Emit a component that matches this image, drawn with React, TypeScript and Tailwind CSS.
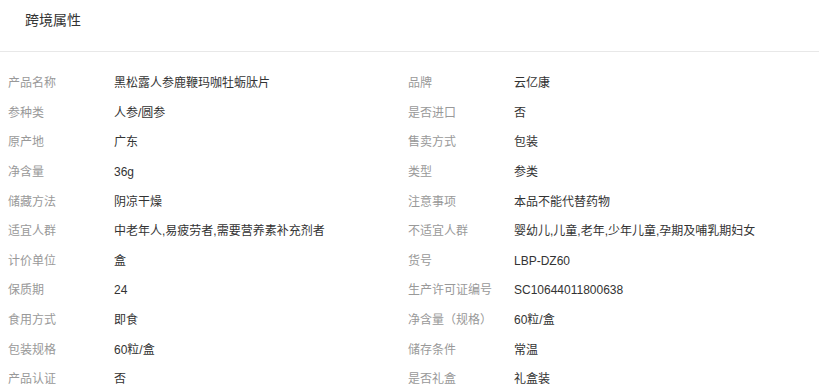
const attrs: [string, string][] = [
  ["产品名称", "黑松露人参鹿鞭玛咖牡蛎肽片"],
  ["品牌", "云亿康"],
  ["参种类", "人参/圆参"],
  ["是否进口", "否"],
  ["原产地", "广东"],
  ["售卖方式", "包装"],
  ["净含量", "36g"],
  ["类型", "参类"],
  ["储藏方法", "阴凉干燥"],
  ["注意事项", "本品不能代替药物"],
  ["适宜人群", "中老年人,易疲劳者,需要营养素补充剂者"],
  ["不适宜人群", "婴幼儿,儿童,老年,少年儿童,孕期及哺乳期妇女"],
  ["计价单位", "盒"],
  ["货号", "LBP-DZ60"],
  ["保质期", "24"],
  ["生产许可证编号", "SC10644011800638"],
  ["食用方式", "即食"],
  ["净含量（规格）", "60粒/盒"],
  ["包装规格", "60粒/盒"],
  ["储存条件", "常温"],
  ["产品认证", "否"],
  ["是否礼盒", "礼盒装"],
];

export default function App() {
  return (
    <div className="w-[819px] h-[392px] overflow-hidden bg-white font-['Liberation_Sans','Noto_Sans_CJK_SC',sans-serif]">
      <div className="h-[52px] border-b border-[#e8e8e8] pl-[25px] pt-[10px]">
        <h3 className="text-[14px] leading-[21px] text-[#333]">跨境属性</h3>
      </div>
      <div className="grid grid-cols-[400px_400px] pt-[16.5px] pl-[8px]">
        {attrs.map(([label, value]) => (
          <div key={label + value} className="flex h-[29.6px] items-center text-[12px]">
            <span className="w-[106px] shrink-0 text-[#999]">{label}</span>
            <span className="text-[#333]">{value}</span>
          </div>
        ))}
      </div>
    </div>
  );
}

################

** What you are asked to do **
Write out the listing above exactly as it stands, pictures excluded.

** Complete response **
Emit a component that matches this image, drawn with React, TypeScript and Tailwind CSS.
const attrs: [string, string][] = [
  ["产品名称", "黑松露人参鹿鞭玛咖牡蛎肽片"],
  ["品牌", "云亿康"],
  ["参种类", "人参/圆参"],
  ["是否进口", "否"],
  ["原产地", "广东"],
  ["售卖方式", "包装"],
  ["净含量", "36g"],
  ["类型", "参类"],
  ["储藏方法", "阴凉干燥"],
  ["注意事项", "本品不能代替药物"],
  ["适宜人群", "中老年人,易疲劳者,需要营养素补充剂者"],
  ["不适宜人群", "婴幼儿,儿童,老年,少年儿童,孕期及哺乳期妇女"],
  ["计价单位", "盒"],
  ["货号", "LBP-DZ60"],
  ["保质期", "24"],
  ["生产许可证编号", "SC10644011800638"],
  ["食用方式", "即食"],
  ["净含量（规格）", "60粒/盒"],
  ["包装规格", "60粒/盒"],
  ["储存条件", "常温"],
  ["产品认证", "否"],
  ["是否礼盒", "礼盒装"],
];

export default function App() {
  return (
    <div className="w-[819px] h-[392px] overflow-hidden bg-white font-['Liberation_Sans','Noto_Sans_CJK_SC',sans-serif]">
      <div className="h-[52px] border-b border-[#e8e8e8] pl-[25px] pt-[10px]">
        <h3 className="text-[14px] leading-[21px] text-[#333]">跨境属性</h3>
      </div>
      <div className="grid grid-cols-[400px_400px] pt-[16.5px] pl-[8px]">
        {attrs.map(([label, value]) => (
          <div key={label + value} className="flex h-[29.6px] items-center text-[12px]">
            <span className="w-[106px] shrink-0 text-[#999]">{label}</span>
            <span className="text-[#333]">{value}</span>
          </div>
        ))}
      </div>
    </div>
  );
}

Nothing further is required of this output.